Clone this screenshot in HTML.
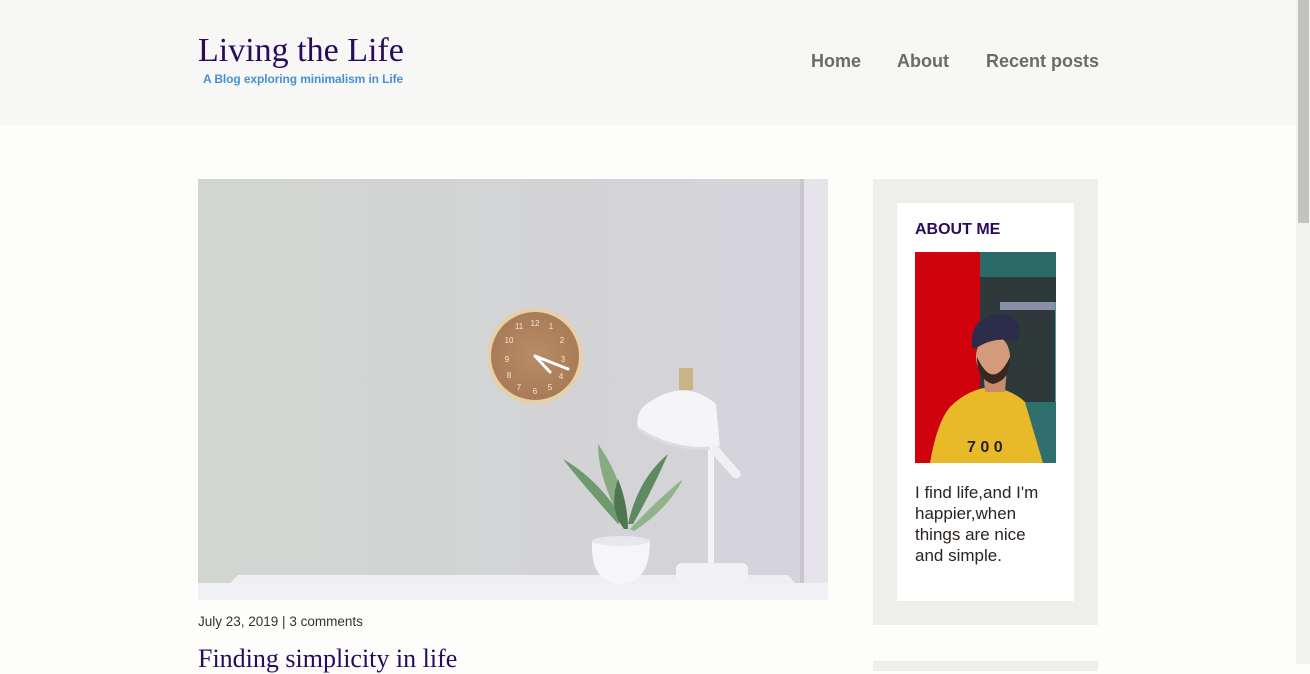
<!DOCTYPE html>
<html><head><meta charset="utf-8"><style>
*{margin:0;padding:0;box-sizing:border-box}
html,body{width:1310px;height:664px;overflow:hidden;background:#fdfdfb;font-family:"Liberation Sans",sans-serif}
.header{position:absolute;left:0;top:0;width:1296px;height:125px;background:#f7f7f5}
.logo{position:absolute;left:198px;top:32px;font-family:"Liberation Serif",serif;font-size:34px;color:#2a0a5e}
.tag{position:absolute;left:203px;top:72px;font-size:12px;font-weight:bold;color:#4a8fd4;letter-spacing:-0.1px}
.nav{position:absolute;top:51px;font-size:18px;font-weight:bold;color:#6e6a66}
.scroll{position:absolute;left:1296px;top:0;width:14px;height:664px;background:#f1f1ef}
.thumb{position:absolute;left:1298px;top:0;width:11px;height:223px;background:#c2c2bf}
.side{position:absolute;left:873px;top:179px;width:225px;height:446px;background:#eeeeeb}
.inner{position:absolute;left:897px;top:203px;width:177px;height:398px;background:#fff}
.side2{position:absolute;left:873px;top:661px;width:225px;height:10px;background:#eeeeeb}
h3{position:absolute;left:915px;top:221px;font-size:16px;font-weight:bold;color:#2a0a5e}
.about{position:absolute;left:915px;top:482px;width:135px;font-size:17px;line-height:21px;color:#2b2420}
.meta{position:absolute;left:198px;top:614px;font-size:13.5px;color:#333}
.title{position:absolute;left:198px;top:644px;font-family:"Liberation Serif",serif;font-size:26px;color:#2a0a5e}
</style></head><body>
<div class="header">
<div class="logo">Living the Life</div>
<div class="tag">A Blog exploring minimalism in Life</div>
<div class="nav" style="left:811px">Home</div>
<div class="nav" style="left:897px">About</div>
<div class="nav" style="left:986px">Recent posts</div>
</div>
<svg style="position:absolute;left:198px;top:179px" width="630" height="421" viewBox="0 0 630 421">
<defs><linearGradient id="w" x1="0" x2="1"><stop offset="0" stop-color="#d2d6d1"/><stop offset="0.6" stop-color="#d3d3d6"/><stop offset="1" stop-color="#d6d4dc"/></linearGradient>
<radialGradient id="c"><stop offset="0" stop-color="#b88c66"/><stop offset="1" stop-color="#a97c58"/></radialGradient></defs>
<rect width="630" height="421" fill="url(#w)"/>
<rect x="606" width="24" height="421" fill="#e6e4ea"/>
<rect x="602" width="4" height="421" fill="#c9c7cd"/>
<path d="M40 396 L590 396 L612 421 L15 421Z" fill="#eeedf1"/>
<rect x="0" y="404" width="630" height="17" fill="#f1f0f4"/>
<circle cx="337" cy="177" r="48" fill="#e7cfa8"/>
<circle cx="337" cy="177" r="44" fill="url(#c)"/>
<path d="M337 177 L370 190 M337 177 L352 193" stroke="#fff" stroke-width="3" stroke-linecap="round"/>
<g fill="#f3e6d6" font-size="8" font-family="Liberation Sans" text-anchor="middle">
<text x="337" y="147">12</text><text x="365" y="183">3</text><text x="337" y="215">6</text><text x="309" y="183">9</text>
<text x="353" y="150">1</text><text x="364" y="164">2</text><text x="363" y="200">4</text><text x="352" y="211">5</text>
<text x="321" y="211">7</text><text x="311" y="199">8</text><text x="311" y="164">10</text><text x="321" y="150">11</text></g>
<rect x="510" y="262" width="6" height="130" fill="#f4f4f6"/>
<ellipse cx="514" cy="396" rx="36" ry="12" fill="#f2f2f4"/>
<rect x="478" y="384" width="72" height="14" rx="6" fill="#f2f2f4"/>
<rect x="481" y="189" width="14" height="22" fill="#c9b485"/>
<path d="M455 221 Q488 200 518 225 L522 268 Q480 275 440 250 Q436 230 455 221Z" fill="#f5f5f7"/>
<path d="M440 250 Q480 275 522 268" stroke="#dcdce2" stroke-width="3" fill="none"/>
<path d="M516 270 L538 295" stroke="#f0f0f2" stroke-width="9" stroke-linecap="round"/>
<g fill="#6f9a6e">
<path d="M420 345 Q380 300 365 280 Q400 300 425 340Z"/>
<path d="M425 345 Q400 300 400 265 Q425 300 430 345Z" fill="#86ab80"/>
<path d="M430 345 Q440 300 470 275 Q455 310 435 345Z" fill="#5d8a5f"/>
<path d="M432 350 Q460 320 485 300 Q470 330 436 352Z" fill="#8fb38a"/>
<path d="M426 350 Q410 330 420 300 Q430 325 430 350Z" fill="#4e7651"/>
</g>
<path d="M394 362 Q392 404 423 405 Q452 404 452 362Z" fill="#f6f6f8"/>
<ellipse cx="423" cy="362" rx="29" ry="5" fill="#e8e8ec"/>
</svg>
<div class="meta">July 23, 2019 | 3 comments</div>
<div class="title">Finding simplicity in life</div>
<div class="side"></div><div class="inner"></div><div class="side2"></div>
<h3>ABOUT ME</h3>
<svg style="position:absolute;left:915px;top:252px" width="141" height="211" viewBox="0 0 141 211">
<rect width="141" height="211" fill="#2e3a3a"/>
<rect width="65" height="211" fill="#d0020e"/>
<rect x="65" y="0" width="76" height="25" fill="#2c6a68"/>
<rect x="85" y="50" width="56" height="8" fill="#8a90a8"/>
<rect x="140" y="50" width="1" height="161" fill="#4b9a9a"/>
<rect x="110" y="150" width="31" height="61" fill="#2f6f6e"/>
<path d="M35 155 Q55 135 80 135 Q100 140 110 150 L128 211 L15 211 Q22 170 35 155Z" fill="#e8b928"/>
<path d="M68 115 L92 115 L90 140 L70 140Z" fill="#c98c6a"/>
<ellipse cx="78" cy="105" rx="17" ry="22" fill="#d39b7c"/>
<path d="M62 105 Q78 140 95 105 Q96 128 78 132 Q62 128 62 105Z" fill="#3a2620"/>
<path d="M57 95 Q55 63 85 62 Q112 65 102 90 Q80 83 60 97Z" fill="#2b2d4a"/>
<text x="52" y="200" font-size="16" font-family="Liberation Sans" font-weight="bold" fill="#222">7 0 0</text>
</svg>
<div class="about">I find life,and I'm happier,when things are nice and simple.</div>
<div class="scroll"></div><div class="thumb"></div>
</body></html>
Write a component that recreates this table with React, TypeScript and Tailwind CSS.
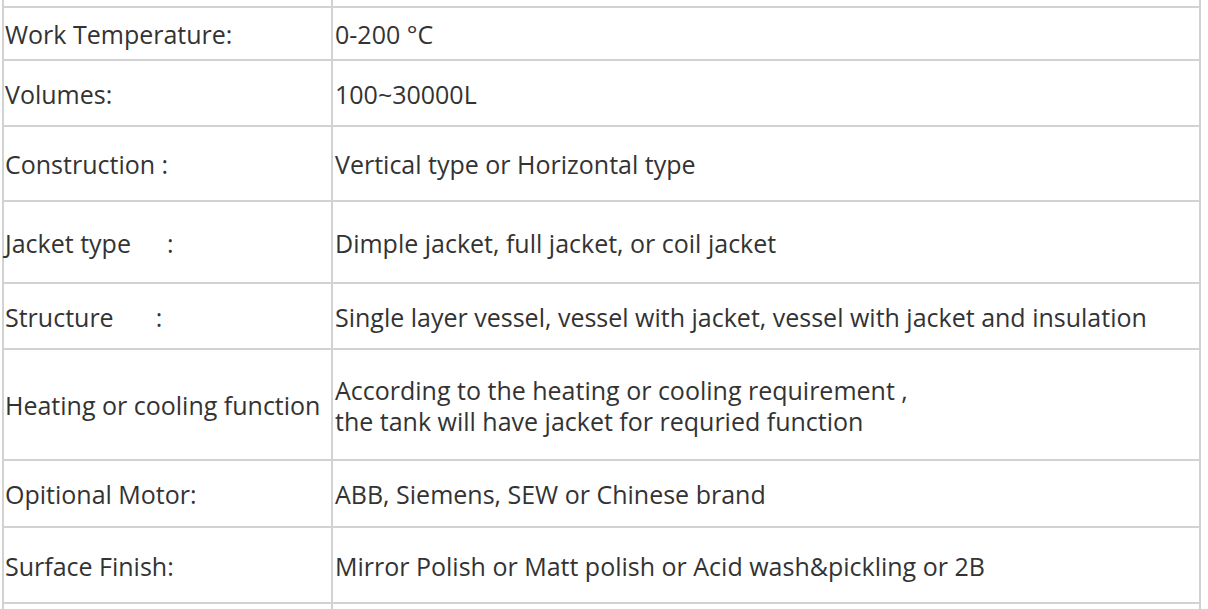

= = = = = = =

- Work required -
Looking at the records above, work out how many lines include the word "this", then give that number by itself.

- The reply -
2